[27/04/2007] Rifiuti

Di necessità virtù, dai problemi opportunità: La Germania ci riesce

LIVORNO. La Corte di Giustizia europea dà ragione alla Commissione che aveva fatto partire nel 2003 una procedura d’infrazione verso l’Italia, e condanna l’intero sistema di autorizzazione, gestione e smaltimento dei rifiuti. La motivazione è quella di aver permesso la proliferazione di migliaia di discariche abusive e di non aver operato affinchè i rifiuti prodotti venissero assicurati ad un sistema di recupero e smaltimento senza pregiudicare la salute e l’ambiente.

La prova dell’inadempienza del nostro paese parte da un censimento del Corpo forestale, che nel 1986 aveva accertato la presenza di 5978 discariche abusive, che diventano 5422 nel 1996 e 4844 nel 2002 (di cui 1765 nuove). E non sono state sufficienti le contestazioni portate a difesa dall’Italia, sul fatto che i dati non sarebbero affidabili in quanto non elaborati in collaborazione con il ministero dell’Ambiente, unica autorità competente in materia.

Ora l’Italia ha l’obbligo di provvedere a mettere in regola il settore, per evitare una seconda procedura d’infrazione che potrebbe sfociare in una ulteriore condanna da parte della corte di giustizia.

Di nuovo quindi emerge il fatto che in Italia - e il tema della crisi idrica di questi giorni ne è la ulteriore conferma - la cultura dominante è quella di porre rimedio ai danni prodotti molto più che alla prevenzione dei guasti. Approccio che determinerebbe non solo minori impatti, non solo costi evitati, ma che avrebbe innanzitutto il vantaggio di innescare una filiera industriale e quindi occupazionale oltre a stimolare la crescita di innovazione tecnologica. In altre parole farebbe divenire l’ambiente come una opportunità anziché un vincolo.

Concetto che a differenza dell’Italia ha invece ben introiettato la Germania, che da tempo ha intrapreso questa strada, a partire dal settore tecnologico di supporto alla gestione integrata dei rifiuti (compresi i nostri e compresi quelli pericolosi come l´amianto) e che da qualche anno si è esteso all’altro settore emergente che è quello delle energie rinnovabili. I risultati sono dimostrati dai numeri raggiunti. In 15 anni di affinamenti e ottimizzazioni, la Germania ha sviluppato il meccanismo di incentivazione sulle fonti rinnovabili che risulta quello di maggiore efficacia a livello mondiale, ed è ormai leader nel solare fotovoltaico installato con 20.000 MW (contro i 50 MW in Italia). Il settore dà oggi lavoro a 214.000 occupati, di cui 25.000 nel settore del solare fotovoltaico e le oltre 5.000 le aziende operanti nel settore solare hanno raggiunto nel 2006 un fatturato (annuo) di quattro miliardi di euro.

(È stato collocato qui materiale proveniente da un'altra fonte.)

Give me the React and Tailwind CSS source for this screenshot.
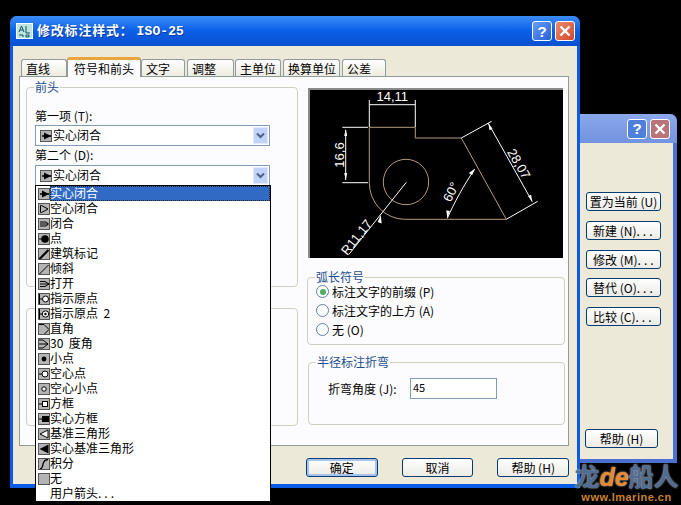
const dots = <span className="tracking-[3px]">...</span>;

const arrowItems = [
  { label: '实心闭合', icon: 'solid', selected: true },
  { label: '空心闭合', icon: 'hollow' },
  { label: '闭合', icon: 'closed' },
  { label: '点', icon: 'dot' },
  { label: '建筑标记', icon: 'tick' },
  { label: '倾斜', icon: 'oblique' },
  { label: '打开', icon: 'open' },
  { label: '指示原点', icon: 'origin' },
  { label: '指示原点\u00a0\u00a02', icon: 'origin2' },
  { label: '直角', icon: 'right' },
  { label: '30\u00a0\u00a0度角', icon: 'angle30' },
  { label: '小点', icon: 'smallDot' },
  { label: '空心点', icon: 'hollowDot' },
  { label: '空心小点', icon: 'hollowSmall' },
  { label: '方框', icon: 'box' },
  { label: '实心方框', icon: 'solidBox' },
  { label: '基准三角形', icon: 'datum' },
  { label: '实心基准三角形', icon: 'solidDatum' },
  { label: '积分', icon: 'integral' },
  { label: '无', icon: 'none' },
  { label: <>用户箭头{dots}</>, id: 'user' },
];

const glyphs = {
  solid: <><path d="M1 5h4M10 5H5" stroke="#000" strokeWidth="1.4" /><path d="M10 5 3 1.500v7z" fill="#000" /></>,
  hollow: <path d="M1.500 1.500h1L9 5 2.500 8.500h-1z" fill="none" stroke="#000" />,
  closed: <path d="M1 3h6l2.500 2L7 7H1M1 5h8" fill="none" stroke="#000" />,
  dot: <><path d="M0 5h5" stroke="#000" /><circle cx="6" cy="5" r="3.800" fill="#000" /></>,
  tick: <path d="M.5 10 9.500 1" stroke="#000" strokeWidth="2.200" />,
  oblique: <path d="M.5 10 9.500 1" stroke="#000" />,
  open: <path d="M1 2.500h5L10 5 6 7.500H1M1 5h9" fill="none" stroke="#000" />,
  origin: <><path d="M.5 0v10M.5 5h3" stroke="#000" /><circle cx="6.500" cy="5" r="3" fill="#fff" stroke="#000" /></>,
  origin2: <><path d="M.5 0v10M.5 5h3" stroke="#000" /><circle cx="6.500" cy="5" r="3.200" fill="#fff" stroke="#000" /><circle cx="6.500" cy="5" r="1.200" fill="#000" /></>,
  right: <path d="M0 .5h5L10 5.500 5 10.500H0" fill="none" stroke="#000" />,
  angle30: <path d="M0 1h4l5 4-5 4H0M0 5h9" fill="none" stroke="#000" />,
  smallDot: <circle cx="5" cy="5" r="2.400" fill="#000" />,
  hollowDot: <><path d="M0 5h3" stroke="#000" /><circle cx="6" cy="5" r="3" fill="#fff" stroke="#000" /></>,
  hollowSmall: <circle cx="5" cy="5" r="2.200" fill="#fff" stroke="#000" />,
  box: <><path d="M0 5h3" stroke="#000" /><rect x="3.500" y="2.500" width="5" height="5" fill="#fff" stroke="#000" /></>,
  solidBox: <><path d="M0 5h3" stroke="#000" /><rect x="3" y="2" width="7" height="6" fill="#000" /></>,
  datum: <path d="M1 5 9 1v8z" fill="#fff" stroke="#000" />,
  solidDatum: <path d="M.5 5 9.500.5v9z" fill="#000" />,
  integral: <path d="M1 10c3 0 2.500-4 3.500-6.500S6.500.5 9 .5" fill="none" stroke="#000" strokeWidth="1.300" />,
  none: null,
};

function ArrowIcon({ name }) {
  return (
    <svg width="12" height="12" viewBox="0 0 10 10" className="shrink-0 bg-[#b4b4b4] border border-[#555]">
      {glyphs[name]}
    </svg>
  );
}

function Combo({ children }) {
  return (
    <div className="relative h-[21px] w-[235px] border border-[#7f9db9] bg-white flex items-center pl-[4px] gap-[1px]">
      <ArrowIcon name="solid" />
      <span className="pb-[2px]">实心闭合</span>
      <div className="absolute right-[1px] top-[1px] bottom-[1px] w-[15px] bg-[#c1d3fb] border border-[#e1eafe] flex items-center justify-center">
        <svg width="9" height="7" viewBox="0 0 9 7"><path d="M1 1.500 4.500 5 8 1.500" fill="none" stroke="#4d6185" strokeWidth="2" /></svg>
      </div>
      {children}
    </div>
  );
}

function ArrowList() {
  return (
    <div className="absolute left-[-1px] top-[19px] z-20 w-[236px] border-x border-t border-black bg-white">
      {arrowItems.map((item) => (
        <div key={item.id || item.label} className="h-[15px] flex items-center pl-[2px]">
          {item.icon ? <ArrowIcon name={item.icon} /> : <span className="w-[12px] shrink-0" />}
          <span className={`h-[15px] leading-[13px] ${item.selected ? 'flex-1 bg-[#316ac5] text-white outline-1 outline-dotted outline-offset-[-1px] outline-[#222]' : ''}`}>
            {item.label}
          </span>
        </div>
      ))}
    </div>
  );
}

function Group({ title, className, children }) {
  return (
    <fieldset className={`border border-[#d0d0bf] rounded-[4px] ${className}`}>
      <legend className="ml-[7px] px-[1px] text-[#1c4e8f] leading-[12px]">{title}</legend>
      {children}
    </fieldset>
  );
}

function Radio({ checked, label }) {
  return (
    <div className="flex items-center gap-[3px] h-[19px]">
      <span className="size-[13px] rounded-full border border-[#5f7f9f] bg-white flex items-center justify-center">
        {checked && <span className="size-[6px] rounded-full bg-[#4fae5c]" />}
      </span>
      <span>{label}</span>
    </div>
  );
}

function XpButton({ isDefault, className, children }) {
  return (
    <div className={`h-[19px] rounded-[3px] border border-[#003c74] flex items-center justify-center bg-gradient-to-b from-white to-[#ecebe5] ${isDefault ? 'shadow-[inset_0_0_0_2px_#a9c4ec]' : ''} ${className}`}>
      {children}
    </div>
  );
}

function TitleButton({ close, faded }) {
  const tone = close
    ? faded ? 'bg-[#b87478]' : 'bg-gradient-to-br from-[#ec8a6c] to-[#d2452a]'
    : faded ? 'bg-[#4f7fdc]' : 'bg-gradient-to-br from-[#6a9cf6] to-[#2560d8]';
  return (
    <div className={`size-[20px] rounded-[3px] border border-white flex items-center justify-center text-white font-bold text-[15px] leading-none ${tone}`}>
      {close ? (
        <svg width="12" height="12" viewBox="0 0 12 12"><path d="M1.500 1.500 10.500 10.500M10.500 1.500 1.500 10.500" stroke="#fff" strokeWidth="2.400" /></svg>
      ) : (
        <span className="font-['Liberation_Sans']">?</span>
      )}
    </div>
  );
}

function Preview() {
  return (
    <div className="h-[170px] w-[255px] bg-black border-t-[2px] border-l-[2px] border-[#8a8a8a]">
      <svg width="253" height="168" viewBox="311 90 253 168" fontFamily="'Liberation Sans', sans-serif" fontSize="13" fill="#fff">
        <path d="M370.300 127.300H416.300V138H462.300L507.300 219.300H405.700A35.500 36.500 0 0 1 370.300 182.700Z" fill="none" stroke="#b39b7e" />
        <circle cx="407" cy="182" r="22.700" fill="none" stroke="#b39b7e" />
        <g stroke="#fff" fill="none">
          <path d="M370.300 100V127M416.300 100V127M370.300 104.700H416.300" />
          <path d="M343.300 127.300H369M343.300 182.700H369M346.700 130V180" />
          <path d="M407.300 182.300 350 254.300" />
          <path d="M448.300 218.300C455 203 465 185 475.700 169" />
          <path d="M462.300 138 492.700 121.300M507.300 219.300 538.700 201.300M489.300 123.300 533.300 201.700" />
        </g>
        <path d="M346.700 129l-1.500 7h3zM346.700 180l-1.500-7h3zM381.700 215l-3 7 4 1.500zM475.700 169l-6 4 3.500 2zM448.300 218.300l-1-8 3.500 .8zM489.300 123.300l1.200 7 3-1.600zM533.300 201.700l-1.200-7-3 1.600z" fill="#fff" />
        <text x="393.300" y="101" textAnchor="middle">14,11</text>
        <text transform="translate(345 155) rotate(-90)" textAnchor="middle">16,6</text>
        <text transform="translate(361 240) rotate(-51.500)" textAnchor="middle">R11,17</text>
        <text transform="translate(456 194) rotate(-63)" textAnchor="middle">60°</text>
        <text transform="translate(516 166) rotate(60)" textAnchor="middle">28,07</text>
      </svg>
    </div>
  );
}

function Tab({ active, className, children }) {
  if (active) {
    return (
      <div className={`relative z-10 h-[20px] bg-[#fcfcfe] border-x border-[#919b9c] border-t-[3px] border-t-[#e8a53c] rounded-t-[3px] flex items-center justify-center ${className}`}>
        {children}
      </div>
    );
  }
  return (
    <div className={`h-[18px] mt-[2px] bg-gradient-to-b from-white to-[#ecebe0] border-x border-t border-[#919b9c] rounded-t-[3px] flex items-center pl-[4px] ${className}`}>
      {children}
    </div>
  );
}

function MainDialog() {
  return (
    <div className="absolute left-[10px] top-[16px] z-10 w-[570px] h-[472px] rounded-t-[7px] bg-[#0a5ce8] flex flex-col px-[3px] pb-[4px]">
      <div className="h-[30px] shrink-0 -mx-[3px] rounded-t-[7px] bg-gradient-to-b from-[#3a8cf6] via-[#0a5fe8] to-[#0a50d0] flex items-center pl-[6px] pr-[5px]">
        <svg width="17" height="16" viewBox="0 0 17 16" className="shrink-0">
          <rect x=".5" y=".5" width="16" height="15" fill="#bfe3de" stroke="#fff" />
          <path d="M3 9 5.500 3 8 9M4 7h3M10 3v7h4M3 12h4v2M10 12h3v2h-3z" fill="none" stroke="#0c5a63" />
        </svg>
        <span className="ml-[4px] text-white font-bold text-[13px] tracking-[0.8px] flex-1 [text-shadow:1px_1px_#0a3aa0]">
          修改标注样式：<span className="ml-[3px] font-['Liberation_Mono'] tracking-[0.1px]">ISO-25</span>
        </span>
        <div className="flex gap-[3px]">
          <TitleButton />
          <TitleButton close />
        </div>
      </div>

      <div className="flex-1 bg-[#ece9d8] pt-[11px] pl-[6px] pr-[8px] flex flex-col">
        <div className="flex h-[20px] pl-[2px]">
          <Tab className="w-[46px]">直线</Tab>
          <Tab active className="w-[74px]">符号和前头</Tab>
          <Tab className="w-[44px]">文字</Tab>
          <Tab className="w-[47px] ml-[2px]">调整</Tab>
          <Tab className="w-[46px] ml-[1px]">主单位</Tab>
          <Tab className="w-[57px] ml-[2px]">换算单位</Tab>
          <Tab className="w-[44px] ml-[2px]">公差</Tab>
        </div>
        <div className="-mt-[1px] h-[370px] bg-[#fcfcfe] border border-[#919b9c] pl-[6px] pt-[4px] flex gap-[9px]">
          <div className="w-[272px] flex flex-col">
            <Group title="前头" className="h-[206px]">
              <div className="px-[8px]">
                <div className="mt-[16px] h-[16px] leading-[13px]">第一项 (T):</div>
                <Combo />
                <div className="h-[19px] leading-[17px]">第二个 (D):</div>
                <Combo>
                  <ArrowList />
                </Combo>
              </div>
            </Group>
            <div className="mt-[21px] h-[118px] border border-[#d0d0bf] rounded-[4px]" />
          </div>
          <div className="w-[258px] flex flex-col">
            <div className="ml-[1px] mt-[7px]"><Preview /></div>
            <Group title="弧长符号" className="mt-[13px] h-[74px]">
              <div className="pl-[8px] -mt-[1px]">
                <Radio checked label="标注文字的前缀 (P)" />
                <Radio label="标注文字的上方 (A)" />
                <Radio label="无 (O)" />
              </div>
            </Group>
            <Group title="半径标注折弯" className="mt-[11px] h-[69px] ml-[1px]">
              <div className="pl-[19px] mt-[10px] flex items-center">
                <span className="w-[82px]">折弯角度 (J):</span>
                <div className="h-[21px] w-[87px] border border-[#7f9db9] bg-white pl-[2px] text-[11px] leading-[17px]">45</div>
              </div>
            </Group>
          </div>
        </div>
        <div className="mt-[12px] flex gap-[24px] pl-[287px]">
          <XpButton isDefault className="w-[72px]">确定</XpButton>
          <XpButton className="w-[72px]">取消</XpButton>
          <XpButton className="w-[72px]">帮助 (H)</XpButton>
        </div>
      </div>
    </div>
  );
}

function StyleManagerDialog() {
  return (
    <div className="absolute left-[480px] top-[114px] w-[197px] h-[349px] rounded-t-[7px] bg-[#4d6fd0] flex flex-col pr-[4px] pb-[4px]">
      <div className="h-[29px] shrink-0 -mr-[4px] rounded-t-[7px] bg-gradient-to-b from-[#8aa8ea] to-[#7392e0] flex items-center justify-end gap-[3px] pr-[7px]">
        <TitleButton faded />
        <TitleButton close faded />
      </div>
      <div className="flex-1 bg-[#ece9d8] pl-[106px] pt-[49px] flex flex-col">
        <XpButton className="w-[75px]">置为当前 (U)</XpButton>
        <XpButton className="w-[75px] mt-[10px] !justify-start pl-[6px]">新建 (N){dots}</XpButton>
        <XpButton className="w-[75px] mt-[10px] !justify-start pl-[6px]">修改 (M){dots}</XpButton>
        <XpButton className="w-[75px] mt-[9px] !justify-start pl-[6px]">替代 (O){dots}</XpButton>
        <XpButton className="w-[75px] mt-[10px] !justify-start pl-[6px]">比较 (C){dots}</XpButton>
        <XpButton className="w-[73px] mt-[103px] -ml-[1px]">帮助 (H)</XpButton>
      </div>
    </div>
  );
}

function Watermark() {
  return (
    <div className="absolute left-[574px] top-[463px] z-30 w-[105px] flex flex-col items-center font-bold">
      <div className="text-[25px] leading-[25px] text-[#4f6c92] [text-shadow:0_0_2px_#dfe6f0] whitespace-nowrap">
        龙<span className="font-['Liberation_Sans'] italic text-[#e88a2a]">de</span>船人
      </div>
      <div className="mt-[2px] font-['Liberation_Sans'] text-[11px] leading-[11px] tracking-[0.5px] text-[#c9822f]">www.lmarine.cn</div>
    </div>
  );
}

export default function App() {
  return (
    <div className="relative w-[681px] h-[505px] overflow-hidden bg-black text-black text-[12px] font-['Noto_Sans_CJK_SC',sans-serif]">
      <StyleManagerDialog />
      <MainDialog />
      <Watermark />
    </div>
  );
}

E adesso la Germania punta al raddoppio sul taglio delle emissioni di gas serra rispetto agli obiettivi del 20% decisi a marzo dall’Unione europea, ovvero il 40% rispetto ai livelli del 1990 entro il 2020.

Il progetto presentato ieri al Bundestag dal ministro dell’Ambiente Sigmar Gabriel, prevede il raggiungimento dell’ambizioso obiettivo attraverso la riduzione dei consumi elettrici dell’11%, e l’implementazione delle energie rinnovabili per la produzione di energia elettrica, che dovranno raggiungere il 27% (era l’11,8 nel 2006) entro il 2020.
Un impegno importante che si basa già oggi su solide fondamenta, dal momento che il 19% del mercato mondiale delle tecnologie in campo ambientale, che ha un valore di 400 miliardi di euro, è già oggi in mano tedesca.

Una "piegatura" netta quindi verso una riconversione ecologica dell’economia, basata sull’innovazione e sul giocare d’anticipo, anziché rincorrere le emergenze e recuperare i danni prodotti. Che forse proprio dall’esperienza del dover bonificare i danni arrecati all’ambiente dalla fase industriale precedente ha spinto la Germania a investire sulle soluzioni a monte. E che ha indotto la politica ad intervenire sull’economia orientandola verso la sostenibilità. Processo che stenta a partire nel nostro paese, dove è ancora molto più forte l’approccio di rimandare la soluzione dei problemi a valle. Che quasi mai riesce a produrre i risultati desiderati. E non solo sui rifiuti (il piano delle bonifiche è ancora al palo e sull´amianto diciamo nel pezzo di apertura), ma soprattutto non riesce a cogliere l´importanza di far decollare la filiera della nuova industria del risparmio, del trattamento e del recupero di energia e di materia.